Summary. The paper proposes a digital twin-assisted in-network computing (INC) and multi-access edge computing (MEC) framework for joint user association, task offloading, and resource allocation in metaverse XR environments. It models interactions between XR user devices and the network operator as a Stackelberg Markov game in which offloading decisions form an exact potential game possessing a Nash Equilibrium; the operator's joint UL-DL optimization (mode selection and power allocation) is formulated as an asynchronous MDP. A decentralized Nash-asynchronous hybrid multi-agent reinforcement learning (AMRL) algorithm is introduced to reach the equilibrium, with simulation results claiming substantial gains in system utility, uplink rate, and energy efficiency via reduced latency.

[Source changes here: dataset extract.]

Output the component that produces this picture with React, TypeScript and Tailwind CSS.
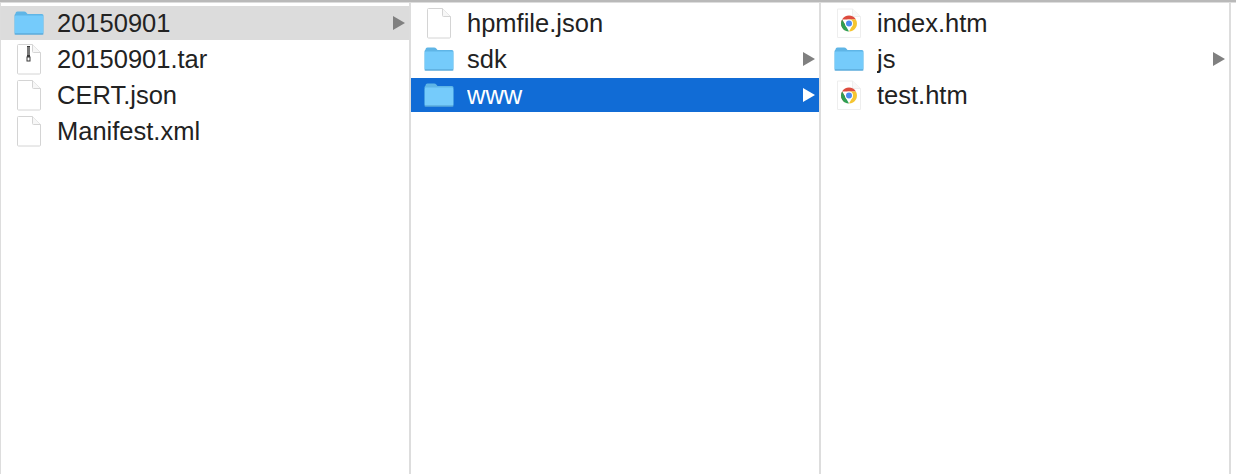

Significance. If the modeling is accurate and AMRL reliably attains the claimed equilibrium, the work would provide a practical decentralized mechanism for latency-critical metaverse workloads that combines game-theoretic structure with RL, potentially improving resource utilization in URLLC edge settings. The explicit use of an exact potential game and asynchronous MDP formulation offers a structured path for analyzing incentives in asymmetric UL/DL scenarios.

major comments (2)
  1. [AMRL algorithm description] The section describing the AMRL algorithm: the central claim that AMRL reliably reaches the Nash Equilibrium of the exact potential game under the Stackelberg Markov model lacks any convergence proof, regret bound, or analysis of the effects of asynchrony and partial observability. Without this, the reported simulation improvements in utility, rate, and energy efficiency rest on an unverified assumption that the learned policy consistently finds the equilibrium rather than a local or approximate solution.
  2. [Simulation results] The simulation results section (and associated tables/figures): the abstract states considerable improvements, yet the provided description gives no information on the choice of baselines, number of Monte Carlo runs, error bars, ablation studies on the potential-game property, or the specific XR task and channel models used. This makes it impossible to determine whether the gains are robust or attributable to the proposed framework.
minor comments (2)
  1. [Game formulation] Clarify the precise definition of the potential function for the offloading game and confirm that it is indeed exact (rather than ordinal) under the asymmetric UL/DL data model.
  2. [Notation and figures] Ensure consistent notation for INC-E versus MEC-only modes and for the digital-twin synchronization delay throughout the text and figures.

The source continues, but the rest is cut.